Britain’s Finance Minister Kwasi Kwarteng has been sacked after less than six weeks in the job, the BBC reported on Friday, as the government’s massive tax cuts sparked financial market turmoil.
His sacking makes Kwarteng Britain’s shortest-serving Chancellor since 1970. Former Foreign Secretary and former Tory leadership candidate Jeremy Hunt has been appointed as Kwarteng’s replacement, making him Britain’s fourth Finance Minister this year as the nation grapples with a cost-of-living crisis.
“You have asked me to stand aside as your chancellor.
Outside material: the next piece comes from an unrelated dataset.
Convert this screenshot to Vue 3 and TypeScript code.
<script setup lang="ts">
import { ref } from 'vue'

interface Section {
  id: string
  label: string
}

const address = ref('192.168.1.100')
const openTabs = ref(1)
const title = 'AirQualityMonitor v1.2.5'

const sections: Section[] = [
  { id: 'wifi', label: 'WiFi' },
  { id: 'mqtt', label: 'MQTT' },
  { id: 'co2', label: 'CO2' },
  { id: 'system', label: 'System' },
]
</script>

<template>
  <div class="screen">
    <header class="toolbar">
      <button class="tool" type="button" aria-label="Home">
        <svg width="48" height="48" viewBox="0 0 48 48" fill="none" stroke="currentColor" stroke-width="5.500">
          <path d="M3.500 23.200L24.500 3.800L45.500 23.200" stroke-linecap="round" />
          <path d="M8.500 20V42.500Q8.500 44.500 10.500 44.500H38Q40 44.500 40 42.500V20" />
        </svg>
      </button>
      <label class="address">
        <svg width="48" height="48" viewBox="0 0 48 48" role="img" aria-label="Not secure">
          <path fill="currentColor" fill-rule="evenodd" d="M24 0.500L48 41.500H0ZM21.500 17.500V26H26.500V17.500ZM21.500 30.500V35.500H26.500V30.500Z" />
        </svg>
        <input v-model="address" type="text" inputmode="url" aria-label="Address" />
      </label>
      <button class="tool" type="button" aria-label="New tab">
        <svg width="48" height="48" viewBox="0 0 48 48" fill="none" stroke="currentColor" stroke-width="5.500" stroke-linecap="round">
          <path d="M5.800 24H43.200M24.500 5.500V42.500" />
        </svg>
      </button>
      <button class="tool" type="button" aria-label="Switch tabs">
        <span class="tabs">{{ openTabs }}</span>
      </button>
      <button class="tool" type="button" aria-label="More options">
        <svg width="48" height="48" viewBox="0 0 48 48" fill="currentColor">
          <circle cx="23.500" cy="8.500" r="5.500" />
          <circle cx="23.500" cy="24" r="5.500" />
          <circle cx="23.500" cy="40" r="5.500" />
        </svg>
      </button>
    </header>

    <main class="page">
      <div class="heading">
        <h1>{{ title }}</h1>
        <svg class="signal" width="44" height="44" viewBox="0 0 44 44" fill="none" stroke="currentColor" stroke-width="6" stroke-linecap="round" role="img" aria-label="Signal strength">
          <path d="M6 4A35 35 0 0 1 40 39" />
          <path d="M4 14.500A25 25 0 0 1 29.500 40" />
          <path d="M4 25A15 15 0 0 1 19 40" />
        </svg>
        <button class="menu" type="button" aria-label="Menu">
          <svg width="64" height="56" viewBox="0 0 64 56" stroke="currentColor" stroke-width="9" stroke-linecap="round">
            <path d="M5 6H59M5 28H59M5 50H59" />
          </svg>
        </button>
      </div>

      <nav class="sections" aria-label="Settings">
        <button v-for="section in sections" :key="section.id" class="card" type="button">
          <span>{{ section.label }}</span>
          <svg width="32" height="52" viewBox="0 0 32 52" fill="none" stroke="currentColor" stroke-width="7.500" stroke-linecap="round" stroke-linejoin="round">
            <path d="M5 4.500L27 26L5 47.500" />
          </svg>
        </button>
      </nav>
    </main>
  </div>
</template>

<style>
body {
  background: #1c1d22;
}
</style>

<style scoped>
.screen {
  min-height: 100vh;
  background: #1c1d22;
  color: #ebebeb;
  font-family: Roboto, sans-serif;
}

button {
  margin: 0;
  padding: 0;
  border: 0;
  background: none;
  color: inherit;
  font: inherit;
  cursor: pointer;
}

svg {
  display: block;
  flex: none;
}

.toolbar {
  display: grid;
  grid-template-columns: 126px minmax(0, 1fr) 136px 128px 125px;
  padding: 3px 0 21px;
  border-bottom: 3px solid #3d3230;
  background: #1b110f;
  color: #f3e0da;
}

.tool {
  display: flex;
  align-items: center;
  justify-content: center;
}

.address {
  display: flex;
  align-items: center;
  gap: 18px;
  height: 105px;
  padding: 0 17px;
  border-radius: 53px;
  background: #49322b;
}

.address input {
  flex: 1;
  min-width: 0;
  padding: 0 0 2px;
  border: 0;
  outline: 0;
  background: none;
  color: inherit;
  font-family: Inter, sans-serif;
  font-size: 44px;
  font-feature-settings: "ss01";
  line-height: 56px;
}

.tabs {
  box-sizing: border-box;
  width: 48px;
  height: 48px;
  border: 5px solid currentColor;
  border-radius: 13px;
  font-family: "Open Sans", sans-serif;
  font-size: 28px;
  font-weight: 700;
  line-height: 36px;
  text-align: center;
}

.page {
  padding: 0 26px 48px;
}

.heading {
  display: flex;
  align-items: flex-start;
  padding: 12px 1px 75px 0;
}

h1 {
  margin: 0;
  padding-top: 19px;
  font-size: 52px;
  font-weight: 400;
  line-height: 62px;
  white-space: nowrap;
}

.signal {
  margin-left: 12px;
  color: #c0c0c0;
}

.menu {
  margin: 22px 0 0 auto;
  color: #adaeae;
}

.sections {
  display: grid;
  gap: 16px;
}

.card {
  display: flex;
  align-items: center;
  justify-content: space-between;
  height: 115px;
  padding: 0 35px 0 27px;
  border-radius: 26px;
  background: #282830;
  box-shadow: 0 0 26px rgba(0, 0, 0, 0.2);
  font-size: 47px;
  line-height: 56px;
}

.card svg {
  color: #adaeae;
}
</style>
I have accepted,” Kwarteng wrote in a letter to Truss, who only succeeded Boris Johnson on September 6.
But he insisted that their economic programme was needed because “the status quo was simply not an option”.
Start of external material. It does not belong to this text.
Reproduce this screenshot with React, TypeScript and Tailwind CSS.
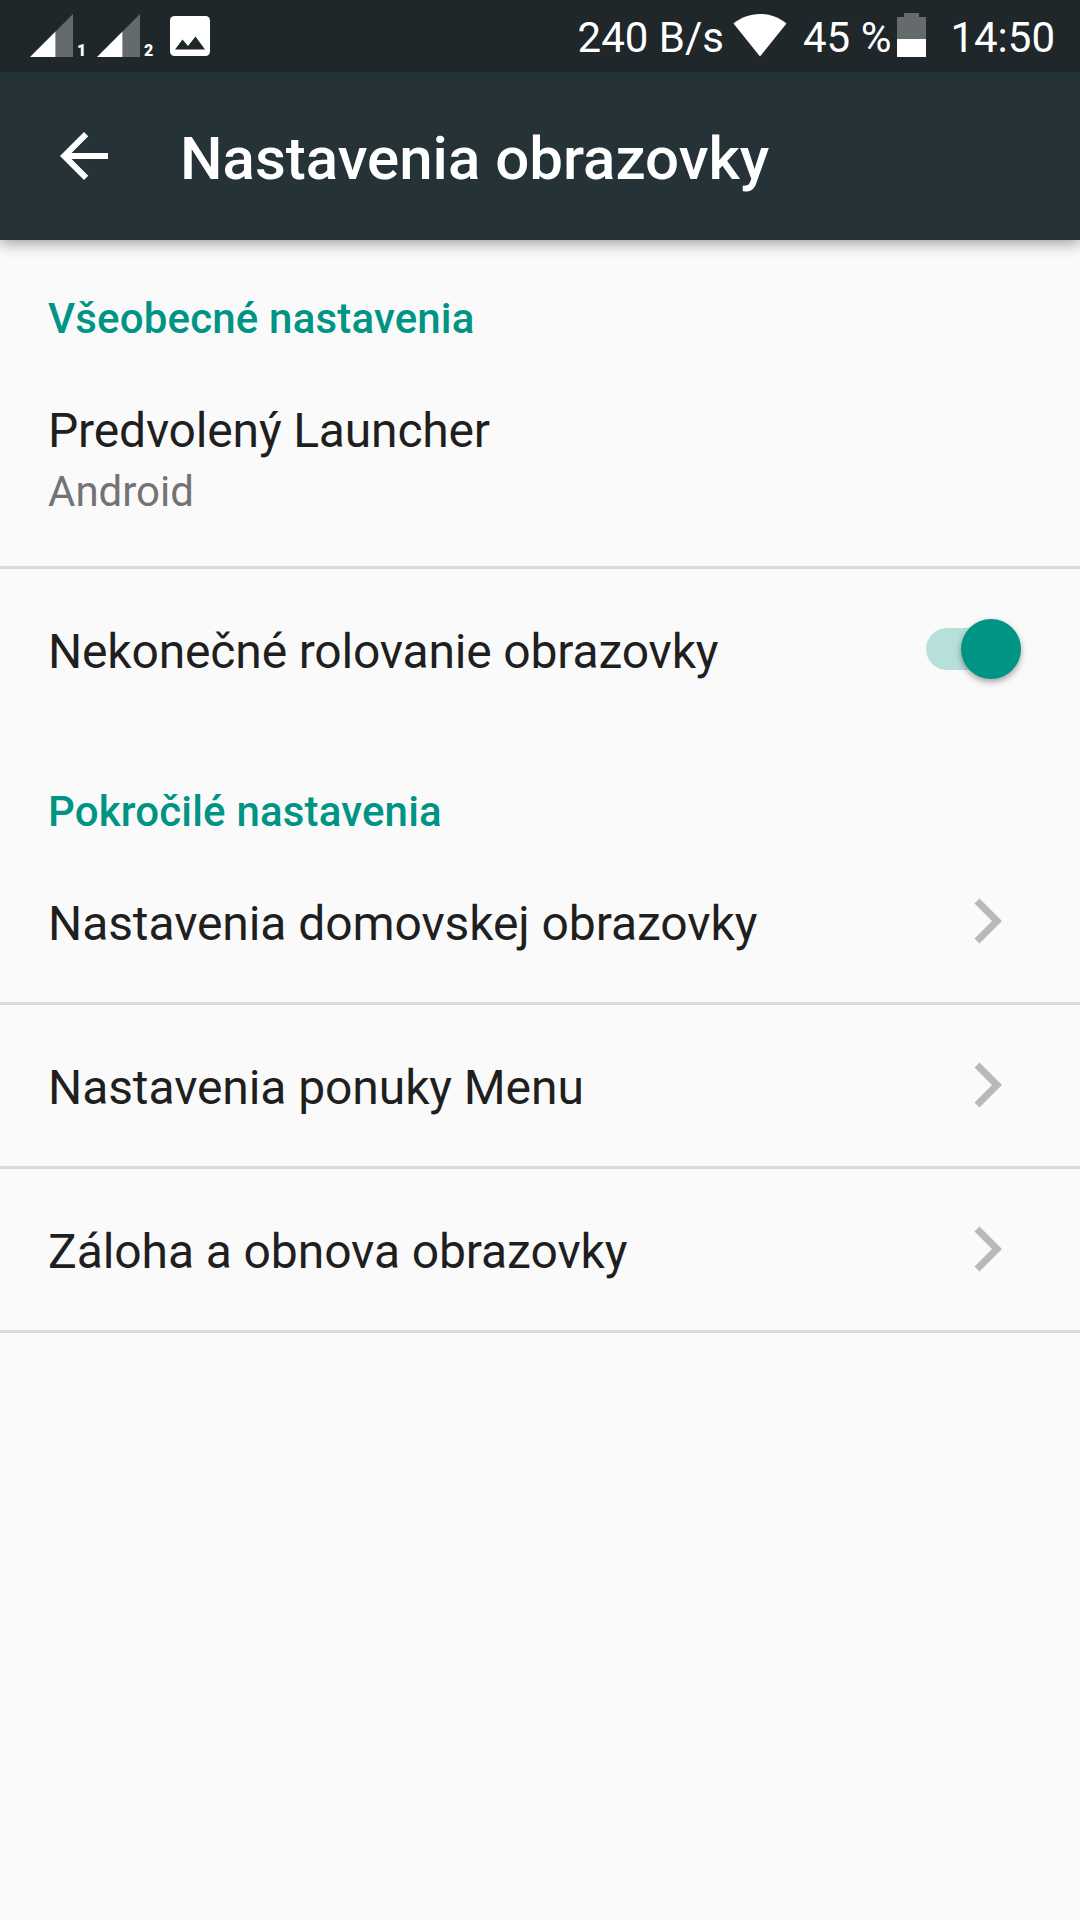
import { useState } from "react";

const menuItems = [
  "Nastavenia domovskej obrazovky",
  "Nastavenia ponuky Menu",
  "Záloha a obnova obrazovky",
];

function SignalIcon({ sim }: { sim: number }) {
  return (
    <div className="flex w-[67px] h-[58px] items-end">
      <svg width="43" height="43" viewBox="0 0 43 43" className="mb-px shrink-0">
        <path d="M25.5 17.5 43 0v43H25.5z" fill="#656b6d" />
        <path d="M0 43 25.5 17.5V43z" fill="#fff" />
      </svg>
      <span className="ml-[4px] mb-px text-[16px] leading-[13px] font-black text-white">
        {sim}
      </span>
    </div>
  );
}

function StatusBar() {
  return (
    <div className="flex h-[72px] items-start justify-between bg-[#20272a] pl-[30px] pr-[25px] text-[42px] leading-[50px] text-white">
      <div className="flex">
        <SignalIcon sim={1} />
        <SignalIcon sim={2} />
        <svg width="40" height="40" viewBox="0 0 40 40" className="mt-4 ml-[6px]">
          <rect width="40" height="40" rx="4.5" fill="#fff" />
          <path d="M5 33.5 12.5 23.5 18 30 25.5 20.5 35 33.5z" fill="#20272a" />
        </svg>
      </div>

      <div className="flex">
        <span className="mt-[13px]">240 B/s</span>
        <svg width="54" height="44" viewBox="0 0 54 44" className="mt-[13px] ml-[9px]">
          <path d="M27 43.5.5 10.5C8 4.500 17 1 27 1s19 3.500 26.500 9.500z" fill="#fff" />
        </svg>
        <span className="mt-[13px] ml-4">45 %</span>
        <svg width="29" height="44" viewBox="0 0 29 44" className="mt-[13px] ml-[6px]">
          <path d="M7 0h15v4h7v22H0V4h7z" fill="#656b6d" />
          <path d="M0 26h29v18H0z" fill="#fff" />
        </svg>
        <span className="mt-[13px] ml-6">14:50</span>
      </div>
    </div>
  );
}

function SectionTitle({ children }: { children: string }) {
  return (
    <h2 className="px-12 pt-[54px] text-[42px] leading-[50px] font-medium tracking-[0.17px] text-[#009485]">
      {children}
    </h2>
  );
}

function Chevron() {
  return (
    <svg width="30" height="48" viewBox="0 0 30 48" className="mr-[76px] mb-[2px]">
      <path d="M.5 6.500 5.500 1.500 28 24 5.500 46.500.5 41.500 18 24z" fill="#b9b9b9" />
    </svg>
  );
}

export default function App() {
  const [infinite, setInfinite] = useState(true);

  return (
    <main className="min-h-[1920px] w-[1080px] bg-[#fafafa] font-['Roboto',sans-serif] text-[#1f1f1f]">
      <StatusBar />

      <header className="relative flex h-[168px] items-center bg-[#253238] pl-12 text-white shadow-[0_3px_14px_rgba(0,0,0,0.4)] [clip-path:inset(0_0_-30px_0)]">
        <button type="button" aria-label="Späť">
          <svg width="72" height="72" viewBox="0 0 24 24" fill="currentColor">
            <path d="M20 11H7.830l5.590-5.590L12 4l-8 8 8 8 1.410-1.410L7.830 13H20v-2z" />
          </svg>
        </button>
        <h1 className="ml-[60px] pt-[5px] text-[60px] leading-[70px] font-medium">
          Nastavenia obrazovky
        </h1>
      </header>

      {/* General settings */}
      <section>
        <SectionTitle>Všeobecné nastavenia</SectionTitle>
        <div className="h-[225px] border-b-[3px] border-[#dadada] px-12 pt-[59px]">
          <p className="text-[48px] leading-[56px] tracking-[-0.18px]">Predvolený Launcher</p>
          <p className="mt-[8px] text-[42px] leading-[50px] text-[#737373]">Android</p>
        </div>
        <div className="flex h-[161px] items-center justify-between pl-12">
          <p className="pt-1 text-[48px] leading-[56px] tracking-[-0.17px]">
            Nekonečné rolovanie obrazovky
          </p>
          <button
            type="button"
            role="switch"
            aria-checked={infinite}
            onClick={() => setInfinite(!infinite)}
            className={`mr-[59px] mb-px flex h-[42px] w-[95px] items-center rounded-full ${
              infinite ? "justify-end bg-[#b7e0da]" : "justify-start bg-[#b9b9b9]"
            }`}
          >
            <span className="size-[60px] shrink-0 rounded-full bg-[#009485] shadow-[0_3px_6px_rgba(0,0,0,0.35)]" />
          </button>
        </div>
      </section>

      {/* Advanced settings */}
      <section>
        <div className="pt-[3px]">
          <SectionTitle>Pokročilé nastavenia</SectionTitle>
        </div>
        <ul className="pt-1">
          {menuItems.map((item) => (
            <li
              key={item}
              className="flex h-[164px] items-center justify-between border-b-[3px] border-[#dadada] pl-12"
            >
              <span className="pt-1 text-[48px] leading-[56px] tracking-[-0.09px]">{item}</span>
              <Chevron />
            </li>
          ))}
        </ul>
      </section>
    </main>
  );
}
In reply, Truss wrote that Kwarteng had “put the national interest first”.
“I know that you will continue to support the mission that we share to deliver a low-tax, high-wage, high-growth economy that can transform the prosperity of our country for generations to come,” she said.
Financial upheaval sparked by the new government’s September 23 plan to slash taxes — financed via billions in more borrowing — has subsided somewhat since the Bank of England intervened in bond markets.
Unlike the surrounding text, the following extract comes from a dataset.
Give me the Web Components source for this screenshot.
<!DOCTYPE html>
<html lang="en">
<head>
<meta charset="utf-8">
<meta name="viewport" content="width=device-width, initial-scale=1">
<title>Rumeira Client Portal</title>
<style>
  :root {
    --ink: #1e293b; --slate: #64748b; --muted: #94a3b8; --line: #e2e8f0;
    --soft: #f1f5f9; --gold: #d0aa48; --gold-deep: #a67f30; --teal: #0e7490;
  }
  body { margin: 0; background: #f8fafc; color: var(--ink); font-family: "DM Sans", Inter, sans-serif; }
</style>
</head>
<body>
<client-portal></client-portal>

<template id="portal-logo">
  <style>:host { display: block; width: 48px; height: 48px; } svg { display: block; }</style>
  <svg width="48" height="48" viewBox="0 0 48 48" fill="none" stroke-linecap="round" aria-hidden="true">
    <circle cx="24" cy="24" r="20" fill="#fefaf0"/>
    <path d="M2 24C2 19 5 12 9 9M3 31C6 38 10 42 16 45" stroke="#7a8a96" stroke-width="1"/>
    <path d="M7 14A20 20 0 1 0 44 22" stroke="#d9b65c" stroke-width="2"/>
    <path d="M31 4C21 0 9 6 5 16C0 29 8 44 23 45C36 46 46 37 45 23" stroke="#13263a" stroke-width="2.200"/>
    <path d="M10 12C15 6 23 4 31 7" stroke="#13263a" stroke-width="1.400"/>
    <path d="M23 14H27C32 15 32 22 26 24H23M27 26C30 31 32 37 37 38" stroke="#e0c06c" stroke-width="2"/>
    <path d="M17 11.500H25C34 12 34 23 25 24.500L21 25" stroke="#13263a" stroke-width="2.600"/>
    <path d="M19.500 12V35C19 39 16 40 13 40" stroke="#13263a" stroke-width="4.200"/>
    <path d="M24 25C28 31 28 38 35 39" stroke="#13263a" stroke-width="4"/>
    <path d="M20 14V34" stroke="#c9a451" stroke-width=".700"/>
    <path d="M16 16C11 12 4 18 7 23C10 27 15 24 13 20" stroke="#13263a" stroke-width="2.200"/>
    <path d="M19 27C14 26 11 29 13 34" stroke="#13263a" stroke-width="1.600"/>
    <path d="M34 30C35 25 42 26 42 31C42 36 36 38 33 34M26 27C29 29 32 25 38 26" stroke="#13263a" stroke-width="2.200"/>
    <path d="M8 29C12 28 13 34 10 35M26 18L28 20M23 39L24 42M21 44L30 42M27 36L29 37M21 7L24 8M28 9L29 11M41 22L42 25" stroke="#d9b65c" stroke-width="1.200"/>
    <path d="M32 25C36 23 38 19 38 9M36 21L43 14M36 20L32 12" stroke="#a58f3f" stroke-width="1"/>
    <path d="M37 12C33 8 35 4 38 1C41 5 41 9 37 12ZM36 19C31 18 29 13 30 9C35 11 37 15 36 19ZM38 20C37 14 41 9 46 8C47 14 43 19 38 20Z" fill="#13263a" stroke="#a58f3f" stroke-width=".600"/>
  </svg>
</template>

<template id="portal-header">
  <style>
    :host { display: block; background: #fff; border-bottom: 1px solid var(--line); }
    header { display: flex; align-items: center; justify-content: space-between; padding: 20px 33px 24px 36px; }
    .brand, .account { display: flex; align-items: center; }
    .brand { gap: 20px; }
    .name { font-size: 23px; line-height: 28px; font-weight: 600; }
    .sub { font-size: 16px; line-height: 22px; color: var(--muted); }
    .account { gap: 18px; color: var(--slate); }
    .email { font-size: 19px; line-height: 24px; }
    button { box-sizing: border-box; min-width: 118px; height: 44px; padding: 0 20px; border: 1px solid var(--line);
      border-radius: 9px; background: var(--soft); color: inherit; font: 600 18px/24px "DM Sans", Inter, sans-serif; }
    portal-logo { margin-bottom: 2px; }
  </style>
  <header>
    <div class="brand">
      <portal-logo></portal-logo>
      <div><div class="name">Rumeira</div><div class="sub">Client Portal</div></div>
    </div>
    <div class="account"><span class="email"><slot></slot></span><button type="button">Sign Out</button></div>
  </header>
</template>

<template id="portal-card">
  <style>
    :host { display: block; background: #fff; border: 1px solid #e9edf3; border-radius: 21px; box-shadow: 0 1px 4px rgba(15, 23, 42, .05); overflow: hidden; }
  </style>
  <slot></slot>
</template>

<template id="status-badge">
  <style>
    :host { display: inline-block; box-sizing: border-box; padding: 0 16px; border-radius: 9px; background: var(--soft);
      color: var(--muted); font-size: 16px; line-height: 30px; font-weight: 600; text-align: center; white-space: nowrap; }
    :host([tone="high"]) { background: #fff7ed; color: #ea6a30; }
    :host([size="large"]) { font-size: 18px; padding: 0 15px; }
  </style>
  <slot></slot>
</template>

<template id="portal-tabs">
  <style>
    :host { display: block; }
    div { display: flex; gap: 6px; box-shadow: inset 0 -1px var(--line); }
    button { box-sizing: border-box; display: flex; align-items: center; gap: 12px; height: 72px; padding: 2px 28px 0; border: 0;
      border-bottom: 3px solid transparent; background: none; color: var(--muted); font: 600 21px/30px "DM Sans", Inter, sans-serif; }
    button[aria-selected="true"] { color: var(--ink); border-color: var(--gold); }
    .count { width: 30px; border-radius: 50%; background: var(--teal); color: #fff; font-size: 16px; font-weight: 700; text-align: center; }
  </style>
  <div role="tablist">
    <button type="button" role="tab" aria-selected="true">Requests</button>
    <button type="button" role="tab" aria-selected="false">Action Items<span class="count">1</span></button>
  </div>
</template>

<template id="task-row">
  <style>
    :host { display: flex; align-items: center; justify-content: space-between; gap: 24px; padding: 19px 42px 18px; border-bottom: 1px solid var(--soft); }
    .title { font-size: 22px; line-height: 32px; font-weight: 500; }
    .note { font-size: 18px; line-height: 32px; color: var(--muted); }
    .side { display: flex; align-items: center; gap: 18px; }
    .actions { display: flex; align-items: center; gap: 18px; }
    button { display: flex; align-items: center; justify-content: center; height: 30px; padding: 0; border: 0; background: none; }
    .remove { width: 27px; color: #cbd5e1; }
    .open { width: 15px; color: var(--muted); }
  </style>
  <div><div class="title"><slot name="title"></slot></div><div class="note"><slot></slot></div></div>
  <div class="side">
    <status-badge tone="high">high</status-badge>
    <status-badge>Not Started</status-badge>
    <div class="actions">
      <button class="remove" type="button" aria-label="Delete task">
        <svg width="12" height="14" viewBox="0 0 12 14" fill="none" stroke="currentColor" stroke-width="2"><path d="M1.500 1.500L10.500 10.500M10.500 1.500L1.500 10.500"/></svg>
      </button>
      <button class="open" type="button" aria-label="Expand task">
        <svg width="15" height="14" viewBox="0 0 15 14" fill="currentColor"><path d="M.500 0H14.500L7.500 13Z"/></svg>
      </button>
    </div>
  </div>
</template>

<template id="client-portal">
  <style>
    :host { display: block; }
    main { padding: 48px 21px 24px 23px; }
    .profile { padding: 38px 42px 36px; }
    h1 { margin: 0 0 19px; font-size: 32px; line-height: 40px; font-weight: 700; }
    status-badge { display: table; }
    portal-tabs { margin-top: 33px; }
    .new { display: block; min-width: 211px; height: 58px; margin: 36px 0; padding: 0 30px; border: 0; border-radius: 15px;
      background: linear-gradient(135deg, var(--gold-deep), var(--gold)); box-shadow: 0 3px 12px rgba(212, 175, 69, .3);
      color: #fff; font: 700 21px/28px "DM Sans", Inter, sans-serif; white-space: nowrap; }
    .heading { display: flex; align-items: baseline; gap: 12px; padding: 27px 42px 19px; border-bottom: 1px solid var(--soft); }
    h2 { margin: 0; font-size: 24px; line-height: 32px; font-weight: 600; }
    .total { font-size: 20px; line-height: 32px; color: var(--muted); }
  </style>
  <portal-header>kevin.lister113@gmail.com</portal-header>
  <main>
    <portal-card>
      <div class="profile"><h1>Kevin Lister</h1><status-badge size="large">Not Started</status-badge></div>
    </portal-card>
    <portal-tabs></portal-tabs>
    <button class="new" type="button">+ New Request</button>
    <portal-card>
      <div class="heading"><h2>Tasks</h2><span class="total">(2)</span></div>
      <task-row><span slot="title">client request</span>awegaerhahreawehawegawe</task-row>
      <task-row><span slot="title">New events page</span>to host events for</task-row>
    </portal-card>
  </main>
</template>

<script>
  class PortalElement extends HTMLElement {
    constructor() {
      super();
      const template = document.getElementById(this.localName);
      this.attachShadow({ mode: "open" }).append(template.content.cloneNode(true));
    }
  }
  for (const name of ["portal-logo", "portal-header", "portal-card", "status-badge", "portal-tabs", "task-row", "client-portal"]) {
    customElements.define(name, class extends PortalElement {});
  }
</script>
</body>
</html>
But the Central Bank was adamant it would end its bond-buying spree on Friday, and market analysts said only a bigger climbdown by Truss following Kwarteng’s disastrous budget announcement last month would avert fresh panic.
Tony Travers, from the London School of Economics, told AFP Kwarteng had been made “the fall guy for the government’s mistakes” — but that the sacking had not taken the pressure off Truss or calmed the Tories.